XQ is coming to New York City.
The organization — which has offered big grants to help start novel high schools across the country — will give New York City $10 million to support 10 new or restructured district high schools.
It’s a high-profile bet by XQ, which is backed by the Emerson Collective, the philanthropic arm of Laurene Powell Jobs, the widow of Steve Jobs. (Emerson is a funder of Chalkbeat through the Silicon Valley Community Foundation.) The organization has branched out from backing individual schools to partnering to directly with governments, including in Rhode Island and Tulsa, Oklahoma. New York City is its latest and biggest such bid.
Chalkbeat has reported extensively on XQ. Here are some key things to know about the group.
1. It’s already spent millions trying to “reinvent” schools across the country, though it’s hard to say how successful those schools have been — and some have faced major setbacks.
The XQ Initiative launched in September 2015 with a call for applications from teams with ideas for innovative new high schools. A year later, it named 10 teams as winners of $10 million each. Since then, additional teams have been added, and XQ has promised $136 million to 19 winning teams.
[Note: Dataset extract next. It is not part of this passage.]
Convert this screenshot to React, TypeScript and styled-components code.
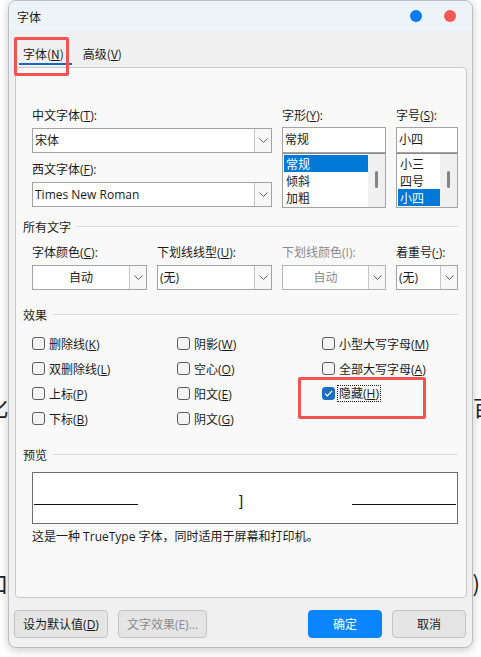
import React from "react";
import styled, { createGlobalStyle, css } from "styled-components";

const Global = createGlobalStyle`
  html, body { margin: 0; padding: 0; background: #ffffff; }
  body {
    width: 481px; height: 657px; overflow: hidden;
    font-family: "Open Sans", "Noto Sans CJK SC", sans-serif;
    font-size: 12px; color: #1a1a1a;
  }
  * { box-sizing: border-box; }
`;

const Desktop = styled.div`
  position: relative;
  width: 481px;
  height: 657px;
  overflow: hidden;
  background: #ffffff;
`;

const Doc = styled.div`
  display: flex;
  flex-direction: column;
  gap: 152px;
  padding-top: 394px;
  margin: 0 -14px;
  font-family: "Noto Sans CJK SC", serif;
  font-size: 22px;
  line-height: 24px;
  color: #222;
`;

const DocLine = styled.div<{ $right: number }>`
  display: flex;
  justify-content: space-between;
  padding-right: ${(p) => p.$right}px;
`;

const Window = styled.div`
  position: absolute;
  left: 8px;
  top: 0;
  width: 465px;
  height: 648px;
  border: 1px solid #bdbdbd;
  border-radius: 8px;
  background: #f0f0f0;
  box-shadow: 0 2px 10px rgba(0, 0, 0, 0.22);
  display: flex;
  flex-direction: column;
  overflow: hidden;
`;

const TitleBar = styled.div`
  height: 30px;
  flex: none;
  background: #edf4f8;
  display: flex;
  align-items: center;
  padding: 0 16px 0 8px;
  font-family: "Noto Sans CJK SC", sans-serif;
  font-size: 12px;
`;

const Title = styled.span`
  flex: 1;
`;

const Dot = styled.span<{ $color: string }>`
  width: 12px;
  height: 12px;
  border-radius: 50%;
  background: ${(p) => p.$color};
  & + & { margin-left: 22px; }
`;

const Body = styled.div`
  flex: 1;
  display: flex;
  flex-direction: column;
  padding: 0 5px 9px 6px;
`;

const TabBar = styled.div`
  height: 36px;
  flex: none;
  display: flex;
  gap: 7px;
  padding-left: 4px;
`;

const Tab = styled.div<{ $active?: boolean }>`
  display: flex;
  flex-direction: column;
  padding: 14px 8px 2px 4px;
  line-height: 18px;
  font-family: "Noto Sans CJK SC", sans-serif;
  &::after {
    content: "";
    height: 2px;
    margin: 0 -8px 0 -4px;
    background: ${(p) => (p.$active ? "#1a67c4" : "transparent")};
  }
`;

const Panel = styled.div`
  height: 531px;
  flex: none;
  border: 1px solid #c9c9c9;
  border-radius: 4px;
  background: #f9f9f9;
  padding: 40px 8px 0 7px;
  display: flex;
  flex-direction: column;
`;

const FontGrid = styled.div`
  display: grid;
  grid-template-columns: 240px 104px 62px;
  column-gap: 10px;
  padding-left: 9px;
`;

const Col = styled.div`
  display: flex;
  flex-direction: column;
`;

const Label = styled.div<{ $disabled?: boolean; $gap?: number; $top?: number }>`
  line-height: 16px;
  height: 16px;
  white-space: nowrap;
  margin-bottom: ${(p) => p.$gap ?? 4}px;
  margin-top: ${(p) => p.$top ?? 0}px;
  color: ${(p) => (p.$disabled ? "#8a8a8a" : "#1a1a1a")};
  u { text-underline-offset: 1px; }
`;

const ComboBox = styled.div<{ $disabled?: boolean }>`
  height: 25px;
  display: flex;
  border: 1px solid ${(p) => (p.$disabled ? "#b4b4b4" : "#a3a3a3")};
  background: #ffffff;
  color: ${(p) => (p.$disabled ? "#8c8c8c" : "#1a1a1a")};
`;

const ComboValue = styled.div<{ $center?: boolean }>`
  flex: 1;
  line-height: 23px;
  padding-left: 2px;
  white-space: nowrap;
  overflow: hidden;
  ${(p) =>
    p.$center &&
    css`
      text-align: center;
      padding-left: 0;
    `}
`;

const DropButton = styled.div`
  width: 17px;
  border-left: 1px solid #c6c6c6;
  background: #f7f7f7;
  display: flex;
  align-items: center;
  justify-content: center;
`;

const TextInput = styled.div`
  height: 26px;
  border: 1px solid #a3a3a3;
  background: #ffffff;
  line-height: 24px;
  padding-left: 2px;
`;

const ListBox = styled.div`
  height: 55px;
  border: 1px solid #a3a3a3;
  border-top-color: #8c8c8c;
  background: #ffffff;
  display: flex;
  padding: 1px 0 1px 1px;
`;

const ListItems = styled.div`
  flex: 1;
  display: flex;
  flex-direction: column;
`;

const ListItem = styled.div<{ $selected?: boolean }>`
  height: 17px;
  line-height: 17px;
  padding-left: 2px;
  font-family: "Noto Sans CJK SC", sans-serif;
  background: ${(p) => (p.$selected ? "#0078d7" : "transparent")};
  color: ${(p) => (p.$selected ? "#ffffff" : "#1a1a1a")};
`;

const ScrollTrack = styled.div`
  width: 17px;
  background: #f0f0f0;
  display: flex;
  justify-content: center;
  padding-top: 17px;
  margin: -1px 0;
`;

const ScrollThumb = styled.div`
  width: 3px;
  height: 17px;
  border-radius: 2px;
  background: #858585;
`;

const SectionHead = styled.div<{ $top: number }>`
  display: flex;
  align-items: center;
  gap: 6px;
  height: 16px;
  line-height: 16px;
  margin-top: ${(p) => p.$top}px;
  font-family: "Noto Sans CJK SC", sans-serif;
  &::after {
    content: "";
    flex: 1;
    height: 1px;
    background: #dadada;
    margin-top: -2px;
  }
`;

const ComboRow = styled.div`
  display: grid;
  grid-template-columns: 115px 115px 104px 62px;
  column-gap: 10px;
  padding-left: 9px;
  margin-top: 10px;
`;

const EffectsGrid = styled.div`
  display: grid;
  grid-template-columns: 145px 145px 1fr;
  grid-auto-flow: column;
  grid-template-rows: repeat(4, 25px);
  padding-left: 9px;
  margin-top: 8px;
`;

const Check = styled.div`
  display: flex;
  align-items: center;
  gap: 4px;
  white-space: nowrap;
  u { text-underline-offset: 1px; }
`;

const Box = styled.span<{ $checked?: boolean }>`
  width: 13px;
  height: 13px;
  flex: none;
  border-radius: 3px;
  border: 1px solid ${(p) => (p.$checked ? "#1b6ec2" : "#5c5c5c")};
  background: ${(p) => (p.$checked ? "#1b6ec2" : "#f4f4f4")};
  display: flex;
  align-items: center;
  justify-content: center;
`;

const FocusLabel = styled.span`
  border: 1px dotted #222;
  padding: 0 1px;
  line-height: 15px;
  margin-left: -2px;
`;

const PreviewBox = styled.div`
  height: 52px;
  margin: 9px 0 0 9px;
  border: 1px solid #6e6e6e;
  background: #ffffff;
  display: grid;
  grid-template-columns: 104px 1fr 104px;
  align-items: end;
  padding: 0 1px 18px 1px;
`;

const PreviewRule = styled.div`
  height: 1px;
  background: #111;
`;

const PreviewSample = styled.div`
  text-align: center;
  line-height: 16px;
  margin-bottom: -4px;
  font-family: "Liberation Sans", sans-serif;
  font-size: 15px;
  color: #222;
  padding-right: 8px;
`;

const Caption = styled.div`
  margin: 5px 0 0 9px;
  line-height: 16px;
  white-space: nowrap;
`;

const ButtonRow = styled.div`
  display: flex;
  gap: 10px;
  margin: 12px 1px 0 -1px;
`;

const Spacer = styled.div`
  flex: 1;
`;

const Button = styled.button<{ $w: number; $primary?: boolean; $disabled?: boolean }>`
  width: ${(p) => p.$w}px;
  height: 28px;
  border-radius: 4px;
  font: inherit;
  font-size: 12px;
  padding: 0;
  border: 1px solid ${(p) => (p.$primary ? "#0a84ff" : "#c3c3c3")};
  background: ${(p) => (p.$primary ? "#0a84ff" : "#e5e5e5")};
  color: ${(p) => (p.$primary ? "#ffffff" : p.$disabled ? "#8c8c8c" : "#1a1a1a")};
  u { text-underline-offset: 1px; }
`;

const Annotation = styled.div<{ $x: number; $y: number; $w: number; $h: number }>`
  position: absolute;
  left: ${(p) => p.$x}px;
  top: ${(p) => p.$y}px;
  width: ${(p) => p.$w}px;
  height: ${(p) => p.$h}px;
  border: 3px solid #f25454;
  border-radius: 2px;
  pointer-events: none;
`;

const Chevron = () => (
  <svg width="9" height="5" viewBox="0 0 9 5">
    <polyline points="0.5,0.5 4.5,4.5 8.5,0.5" fill="none" stroke="#606060" strokeWidth="1" />
  </svg>
);

const Tick = () => (
  <svg width="9" height="7" viewBox="0 0 9 7">
    <polyline points="1,3.6 3.3,5.8 8,1" fill="none" stroke="#ffffff" strokeWidth="1.2" />
  </svg>
);

const Combo: React.FC<{ value: string; disabled?: boolean; center?: boolean }> = ({ value, disabled, center }) => (
  <ComboBox $disabled={disabled}>
    <ComboValue $center={center}>{value}</ComboValue>
    <DropButton>
      <Chevron />
    </DropButton>
  </ComboBox>
);

const effects: { label: string; key: string; checked?: boolean }[][] = [
  [
    { label: "删除线", key: "K" },
    { label: "双删除线", key: "L" },
    { label: "上标", key: "P" },
    { label: "下标", key: "B" },
  ],
  [
    { label: "阴影", key: "W" },
    { label: "空心", key: "O" },
    { label: "阳文", key: "E" },
    { label: "阴文", key: "G" },
  ],
  [
    { label: "小型大写字母", key: "M" },
    { label: "全部大写字母", key: "A" },
    { label: "隐藏", key: "H", checked: true },
  ],
];

export default function App() {
  return (
    <Desktop>
      <Global />
      <Doc>
        <DocLine $right={0}>
          <span>化</span>
          <span>百</span>
        </DocLine>
        <DocLine $right={15}>
          <span>口</span>
          <span>)</span>
        </DocLine>
      </Doc>
      <Window>
        <TitleBar>
          <Title>字体</Title>
          <Dot $color="#0a7bf0" />
          <Dot $color="#f55a55" />
        </TitleBar>
        <Body>
          <TabBar>
            <Tab $active>
              <span>
                字体(<u>N</u>)
              </span>
            </Tab>
            <Tab>
              <span>
                高级(<u>V</u>)
              </span>
            </Tab>
          </TabBar>
          <Panel>
            <FontGrid>
              <Col>
                <Label>
                  中文字体(<u>T</u>):
                </Label>
                <Combo value="宋体" />
                <Label $top={9}>
                  西文字体(<u>F</u>):
                </Label>
                <Combo value="Times New Roman" />
              </Col>
              <Col>
                <Label $gap={3}>
                  字形(<u>Y</u>):
                </Label>
                <TextInput>常规</TextInput>
                <ListBox>
                  <ListItems>
                    <ListItem $selected>常规</ListItem>
                    <ListItem>倾斜</ListItem>
                    <ListItem>加粗</ListItem>
                  </ListItems>
                  <ScrollTrack>
                    <ScrollThumb />
                  </ScrollTrack>
                </ListBox>
              </Col>
              <Col>
                <Label $gap={3}>
                  字号(<u>S</u>):
                </Label>
                <TextInput>小四</TextInput>
                <ListBox>
                  <ListItems>
                    <ListItem>小三</ListItem>
                    <ListItem>四号</ListItem>
                    <ListItem $selected>小四</ListItem>
                  </ListItems>
                  <ScrollTrack>
                    <ScrollThumb />
                  </ScrollTrack>
                </ListBox>
              </Col>
            </FontGrid>

            <SectionHead $top={11}>所有文字</SectionHead>
            <ComboRow>
              <Col>
                <Label>
                  字体颜色(<u>C</u>):
                </Label>
                <Combo value="自动" center />
              </Col>
              <Col>
                <Label>
                  下划线线型(<u>U</u>):
                </Label>
                <Combo value="(无)" />
              </Col>
              <Col>
                <Label $disabled>下划线颜色(I):</Label>
                <Combo value="自动" center disabled />
              </Col>
              <Col>
                <Label>
                  着重号(<u>·</u>):
                </Label>
                <Combo value="(无)" />
              </Col>
            </ComboRow>

            <SectionHead $top={17}>效果</SectionHead>
            <EffectsGrid>
              {effects.map((col, ci) =>
                col.map((e) => (
                  <Check key={`${ci}-${e.key}`}>
                    <Box $checked={e.checked}>{e.checked && <Tick />}</Box>
                    {e.checked ? (
                      <FocusLabel>
                        {e.label}(<u>{e.key}</u>)
                      </FocusLabel>
                    ) : (
                      <span>
                        {e.label}(<u>{e.key}</u>)
                      </span>
                    )}
                  </Check>
                ))
              )}
            </EffectsGrid>

            <SectionHead $top={16}>预览</SectionHead>
            <PreviewBox>
              <PreviewRule />
              <PreviewSample>]</PreviewSample>
              <PreviewRule />
            </PreviewBox>
            <Caption>这是一种 TrueType 字体，同时适用于屏幕和打印机。</Caption>
          </Panel>
          <ButtonRow>
            <Button $w={94}>
              设为默认值(<u>D</u>)
            </Button>
            <Button $w={89} $disabled>
              文字效果(E)...
            </Button>
            <Spacer />
            <Button $w={74} $primary>
              确定
            </Button>
            <Button $w={74}>取消</Button>
          </ButtonRow>
        </Body>
        <Annotation $x={5} $y={36} $w={55} $h={39} />
        <Annotation $x={289} $y={376} $w={128} $h={42} />
      </Window>
    </Desktop>
  );
}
Some of those teams have faced significant setbacks. Three have not opened or expanded their schools as planned; a fourth closed down earlier this year. The reasons run the gamut from performance issues to local school board opposition. (XQ has formally severed ties with two winning teams, meaning 17 remain in the cohort.)
More recently, at Crosstown High School in Memphis, students staged a walkout and the principal left, the second leader to depart in two years.
At the same time, a number of school leaders say the XQ has provided crucial support as they launched high schools taking a novel approach, and XQ says even some of the losing teams have continued working to open new schools.
“Clearly not all the investments they made turned out,” said Scott Bess, who runs Purdue Polytechnic, an XQ school in Indianapolis. “They didn’t want to be safe and wanted to stretch a little bit, and when you do that, not everything works.”
2. It has tried to avoid the school reform wars.
XQ, which is led by former Obama education official Russlynn Ali, has awarded grants to a mix of charter and district schools across the country. It’s also said little about the specific kinds of innovation it looks for from applying teams.
One thing XQ clearly is a fan of is “competency-based” learning, in which students progress once they’ve mastered specific material. A policy document with recommendations for improving high schools released by XQ includes increasing expectations for earning a high school diploma and bolstering teacher training.
But XQ has largely avoided the most polarizing aspects of the current school reform debate, like arguments about the value of charter schools.
Randi Weingarten, the president of the American Federation of Teachers, attended the TV special live and has promoted XQ on Twitter. Some of XQ’s ideas have also appealed to Secretary of Education Betsy DeVos, who has visited Purdue Polytechnic multiple times and hosted an innovation roundtable featuring two XQ school leaders. In 2017, DeVos met with Powell Jobs and Ali, according to her calendar.
“They’re definitely trying to stay on this level of supporting innovation but not claiming a side in what have become perhaps overly ossified division in education politics,” Sarah Reckhow, who studies education philanthropy at Michigan State, told Chalkbeat earlier this year.
Still, XQ has faced criticism from some common critics of charter schools and private spending in education, including Diane Ravitch, the education historian and activist.
Notably, XQ’s investment in New York City will focus on district schools. (One of its existing 17 schools is a New York City charter school, Brooklyn Lab.)
3. XQ has a great deal of money, and has used it not just on schools but also to drum up support for its ideas — with mixed success.
Powell Jobs’ fortune is estimated to be approximately $20 billion, according to the Washington Post. The Emerson Collective, Jobs’ philanthropic arm, supports XQ.
Emerson is organized as a limited liability company, rather than a traditional philanthropy, so it does not have to disclose its financial resources or giving. But XQ, a nonprofit, does.
Tax filings show that XQ has spent millions on its program to reinvent schools, while also mounting a public relations campaign to drum up interest in their competition and support for its ideas. In 2016, XQ spent $38 million on “movement building and public awareness,” including a national bus tour.
In 2017, XQ produced a glitzy national television special, featuring celebrities like Tom Hanks and Justin Timberlake. XQ reported $27 million in spending on movement building, including the special, in 2017.
XQ says the special attracted 25 million views and garnered energy around its vision, including 300,000 combined social media and text subscribers. But Chalkbeat previously reported that internally, some at XQ were disappointed that the special didn’t get as much attention as they hoped. Others who attended the special weren’t totally clear what the point was.
“I think it was hard to discern the takeaway and wished there was more guidance about what to do as an action step,” said Nick Melvoin, a Los Angeles school board member.